The museum houses an extensive collection of Picasso's early years, including some amazing pieces done in his teen years, as well as an extensive collection from the World War I era "Blue Period."  The collection is largely chronological, but, strangely, from the late 1910's, the collection fast forwards to his work in the late 1950's.  We miss the time period when Picasso went completely off the rails with cubism and placing both eyeballs on the same side of the nose.  The day art died.  We miss all that and head into his major works post-Elvis, most specifically his studies on Velazquez's masterpiece, "La infanta doña Margarita de Austria."  We saw Dali's take on the same piece at his museum in Figueres.

Why am I saying and not showing?  Because the museum enforces a strict "no photography" policy.   It's like all the single artist museums are anti-recording.  Except Dali.  His museum is the art world equivalent of a Grateful Dead show.


So let's scoot away.


Speaking of Elvis, I never went to the Barba Rossa, as advertised in the Barcelona Metro, for one of their "Burgers of the Route 66," specifically the awesomely delicious looking "Fat Elvis Burger."  You have to save some things for your next trip to a city.

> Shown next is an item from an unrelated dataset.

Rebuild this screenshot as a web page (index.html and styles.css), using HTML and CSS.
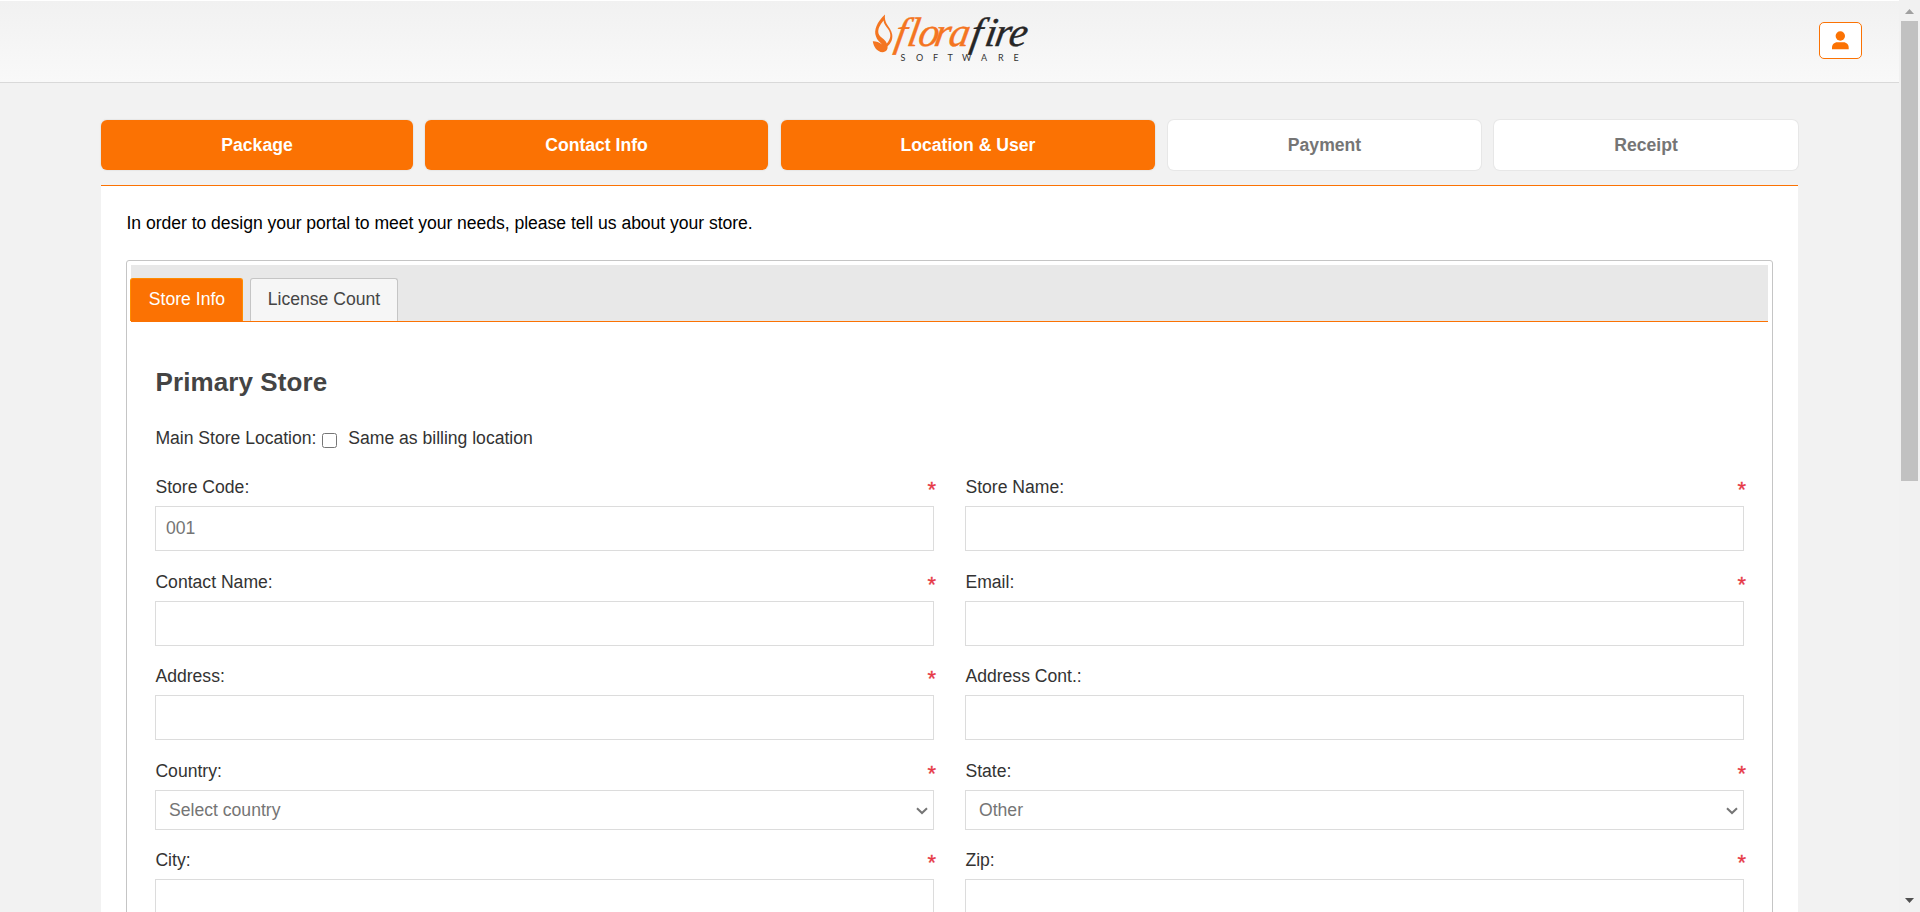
FILE: index.html
```html
<!DOCTYPE html>
<html lang="en">
<head>
<meta charset="utf-8">
<title>Florafire Software</title>
<link rel="stylesheet" href="styles.css">
</head>
<body>
<div class="page">
  <header class="header">
    <svg class="logo" width="180" height="60" viewBox="870 8 180 60">
      <path class="flame" fill-rule="evenodd" d="M885 14.500C877 22 873.500 30 876 36.500C877 40 880 42 882 44.500C879 42 875.500 41 872.800 41.200C873.500 47 877 51.500 882.500 52.300C886.500 52 888 49 887.500 46.500C890.500 43.500 893 40 892.200 34.500C891.500 30.500 888.800 27 886.500 23.500C885.300 21 884.500 18.500 885 14.500ZM883.500 20.500C880 25 877.500 29 878.500 33.500C880 38 885 38.500 886.800 43.500C891 38.500 891.500 34 888 29C886 26 883.800 24 883.500 20.500Z"/>
      <text class="logo-name" transform="translate(8.200 0) skewX(-10)" y="46.500" x="893.500 906 917 933 947.500"><tspan class="flora">flora</tspan><tspan class="fire" x="969 983.500 993.500 1007.500">fire</tspan></text>
      <text class="logo-sub" x="900.500 916 933 947.500 962 981 998 1013.500" y="60.500">SOFTWARE</text>
    </svg>
    <button class="user" aria-label="Account">
      <svg width="17" height="19" viewBox="0 0 17 19"><circle cx="8.300" cy="5" r="4.700"/><path d="M0 18.200v-1.500c0-3 2.300-5.400 5.200-5.400h6.300c2.900 0 5.200 2.400 5.200 5.400v1.500z"/></svg>
    </button>
  </header>
  <main class="content">
    <nav class="steps">
      <div class="step done">Package</div>
      <div class="step done trim">Contact Info</div>
      <div class="step done trim">Location &amp; User</div>
      <div class="step trim">Payment</div>
      <div class="step">Receipt</div>
    </nav>
    <section class="panel">
      <p class="intro">In order to design your portal to meet your needs, please tell us about your store.</p>
      <div class="tabbox">
        <div class="tabs">
          <div class="tab active">Store Info</div>
          <div class="tab">License Count</div>
        </div>
        <form class="form">
          <h2 class="title">Primary Store</h2>
          <label class="same"><span>Main Store Location:</span><input class="check" type="checkbox"><span>Same as billing location</span></label>
          <div class="grid">
            <div class="field"><div class="label">Store Code:<b class="req">*</b></div><input class="input" placeholder="001"></div>
            <div class="field"><div class="label">Store Name:<b class="req">*</b></div><input class="input"></div>
            <div class="field"><div class="label">Contact Name:<b class="req">*</b></div><input class="input"></div>
            <div class="field"><div class="label">Email:<b class="req">*</b></div><input class="input"></div>
            <div class="field"><div class="label">Address:<b class="req">*</b></div><input class="input"></div>
            <div class="field"><div class="label">Address Cont.:</div><input class="input"></div>
            <div class="field"><div class="label">Country:<b class="req">*</b></div><div class="input select">Select country<svg width="12" height="8" viewBox="0 0 12 8"><path d="M1 1.200l5 4.800 5-4.800"/></svg></div></div>
            <div class="field"><div class="label">State:<b class="req">*</b></div><div class="input select">Other<svg width="12" height="8" viewBox="0 0 12 8"><path d="M1 1.200l5 4.800 5-4.800"/></svg></div></div>
            <div class="field"><div class="label">City:<b class="req">*</b></div><input class="input"></div>
            <div class="field"><div class="label">Zip:<b class="req">*</b></div><input class="input"></div>
          </div>
        </form>
      </div>
    </section>
  </main>
</div>
<div class="scrollbar">
  <svg width="9" height="5" viewBox="0 0 9 5"><path fill="#a0a0a0" d="M4.500 0L9 5H0z"/></svg>
  <div class="thumb"></div>
  <svg class="down" width="9" height="5" viewBox="0 0 9 5"><path fill="#505050" d="M0 0h9L4.500 5z"/></svg>
</div>
</body>
</html>
```
FILE: styles.css
```css
* { box-sizing: border-box; }
body {
  margin: 0;
  height: 912px;
  display: flex;
  overflow: hidden;
  background: #f2f2f2;
  font: 17.6px/20px "Liberation Sans", Arial, sans-serif;
  color: #333;
}
.page { width: 1899px; height: 912px; overflow: hidden; }
.header {
  height: 83px;
  display: grid;
  grid-template-columns: 180px 1fr;
  padding-left: 870px;
  border-top: 1px solid #fff;
  border-bottom: 1px solid #d9d9d9;
  background: linear-gradient(#f1f1f1, #f9f9f9);
}
.logo { margin-top: 7px; overflow: visible; }
.flame { fill: #f47521; }
.logo-name { font: italic 41px "Liberation Serif", serif; stroke-width: .4; }
.flora { fill: #f47521; stroke: #f47521; }
.fire { fill: #262626; stroke: #262626; }
.logo-sub { font: 9px Lato, sans-serif; fill: #333; }
.user {
  justify-self: end;
  width: 43px;
  height: 37px;
  margin: 21px 37px 0 0;
  padding: 0 0 1px;
  display: flex;
  align-items: center;
  justify-content: center;
  border: 1px solid #fb7203;
  border-radius: 5px;
  background: #fff;
  fill: #fb7203;
}
.content { padding: 37px 101px 0; }
.steps {
  height: 65px;
  display: grid;
  grid-template-columns: 312px 344px 375px 314px 304px;
  column-gap: 12px;
}
.step {
  height: 50px;
  display: flex;
  align-items: center;
  justify-content: center;
  border-radius: 6px;
  background: #fff;
  box-shadow: 0 0 0 1px #e7e7e7;
  color: #757575;
  font-weight: bold;
}
.trim { margin-right: 1px; }
.done { background: #fb7203; color: #fff; box-shadow: 0 0 1px 1px #e7e7e7; }
.panel {
  height: 740px;
  padding: 27px 25px 0;
  border-top: 1px solid #fb7203;
  background: #fff;
}
.intro { margin: 0 0 27px; padding-left: .5px; color: #000; letter-spacing: -.044px; }
.tabbox {
  height: 680px;
  padding: 4px;
  border: 1px solid #c5c5c5;
  border-radius: 3px;
}
.tabs {
  height: 57px;
  display: flex;
  align-items: flex-end;
  gap: 7px;
  border-bottom: 1px solid #fb7203;
  background: #e8e8e8;
}
.tab {
  width: 148px;
  height: 43px;
  padding-top: 10px;
  border: 1px solid #c5c5c5;
  border-bottom: 0;
  border-radius: 3px 3px 0 0;
  background: #f6f6f6;
  color: #454545;
  text-align: center;
}
.active { width: 113px; margin-left: -1px; padding-left: 1px; background: #fb7203; border-color: #ff8c00; color: #fff; }
.form { padding: 45px 24px 0; }
.title { margin: 0; padding-left: .5px; font-size: 26px; line-height: 30px; letter-spacing: .1px; color: #444; }
.same { display: flex; align-items: center; margin-top: 31px; padding-left: .4px; height: 20px; letter-spacing: -.02px; }
.check { width: 15px; height: 15px; margin: 5px 11px 0 6px; }
.grid {
  margin-top: 29px;
  display: grid;
  grid-template-columns: 779px 779px;
  column-gap: 31px;
  grid-template-rows: 95px 94px 95px 89px 94px;
}
.label { display: flex; justify-content: space-between; height: 29px; padding-left: .4px; }
.req { margin-right: -2px; padding-top: 3px; color: #e63946; font-weight: normal; font-size: 22px; -webkit-text-stroke: .3px #e63946; }
.input {
  display: block;
  width: 779px;
  height: 45px;
  padding: 0 10px;
  border: 1px solid #dcdcdc;
  border-radius: 0;
  background: #fff;
  font: inherit;
  color: #757575;
}
.input::placeholder { color: #757575; }
.select { height: 40px; padding: 0 5px 0 13px; display: flex; align-items: center; justify-content: space-between; }
.select svg { fill: none; stroke: #757575; stroke-width: 2; margin-top: 2px; }
.scrollbar {
  width: 21px;
  height: 912px;
  padding: 9px 2px;
  display: flex;
  flex-direction: column;
  align-items: center;
  background: #f1f1f1;
}
.thumb { width: 17px; height: 460px; margin-top: 7px; background: #c1c1c1; }
.down { margin-top: auto; }
```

So after getting cut into the little cubes at the Picasso museum, it was off to the Plaça d'Espanya to check out the surrounding neighborhood and go to the Museu Nacional d'Art de Catalunya.


This is Plaça d'Espanya, a.k.a. Plaza de España.  This was an area largely developed for the 1929 world's fair in Barcelona.

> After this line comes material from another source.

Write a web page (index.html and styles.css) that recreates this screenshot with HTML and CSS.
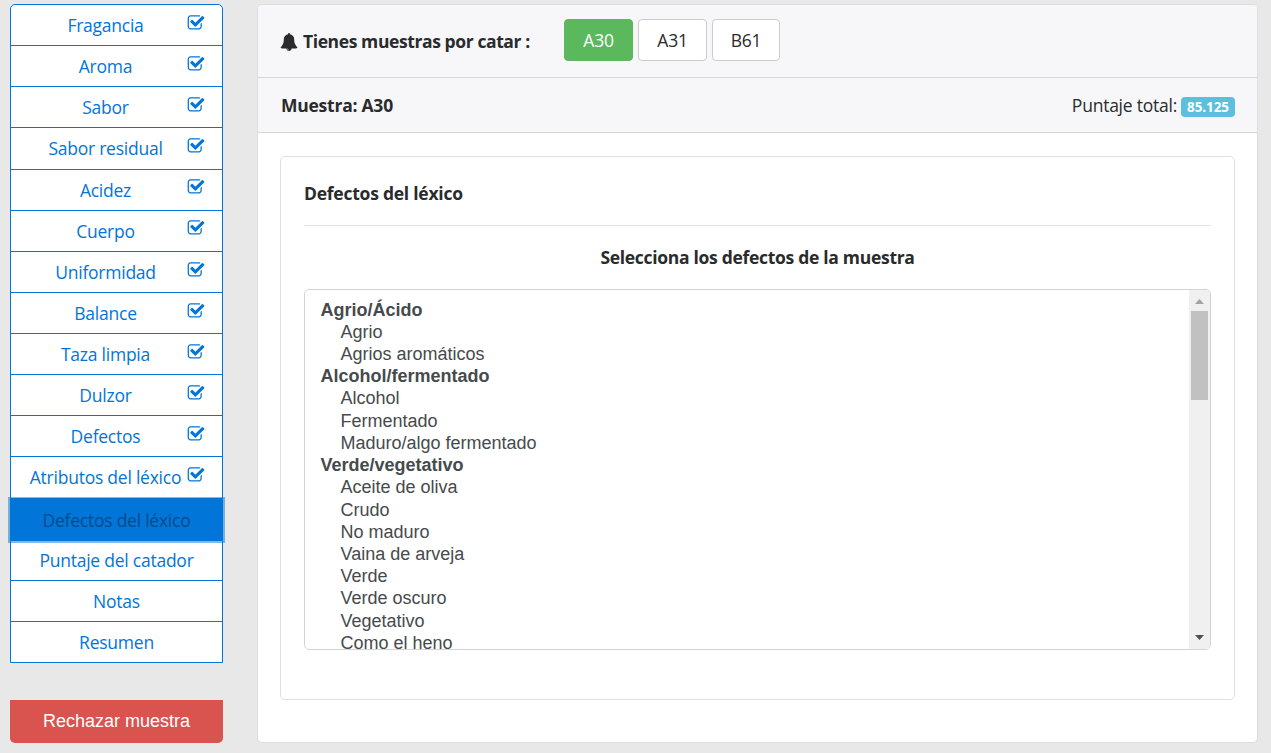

Also just north of Plaça d'Espanya is Parque de Joan Miró.


It's worth walking a block north of the Metro just to see this giant Joan Miró sculpture piece.


So I will stand in front of that giant Joan Miró sculpture in Parque de Joan Miró and take my final selfie of this trip.


But other than that, it's just a park.  With grass.  Some trees.  Dogs (even though a sign says "no dogs").  I was hoping there would be more Joan Miró stuff at the park, but it's more "parque" than it is "de Joan Miró."

Notice the red brick circular building in the background of the giant Joan Miró sculpture?  Here's a closer look.


I had a guess as to what that building would be, seeing as it was a round open air arena in Spain.


I asked what appeared to be a TV news crew what that building was.  The man in the suit was struggling with the English, so he switched to Spanish and said that was the "plaza de toros."  I was right.  It was the old bullfighting ring.  Bullfighting is not indigenous to Catalunya.  Apparently it was introduced into the region when Franco was trying to make Catalonia less Catalonian and more Spanish.  It has been re-purposed into a theater.
  

Plaça d'Espanya, as viewed from another angle.


And now walking into the old exposition area.


To get to the Museu Nacional d'Art de Catalunya.


There are a lot of steps to climb from here to get up to the museum.  Fortunately, there are some escalators for some of the up journey.


The building is beautiful.  Here it is posing behind four columns that symbolize something,


Here is a view without symbolism.


So close, yet so many more stairs to climb.


Only to find out that the museum closes on Sunday at 3:00PM and it was 3:15PM by the time we climbed all those stairs.  But at least the views from the top were still viewable at that hour.



I am now sight-seed out.  Time to wash up for dinner.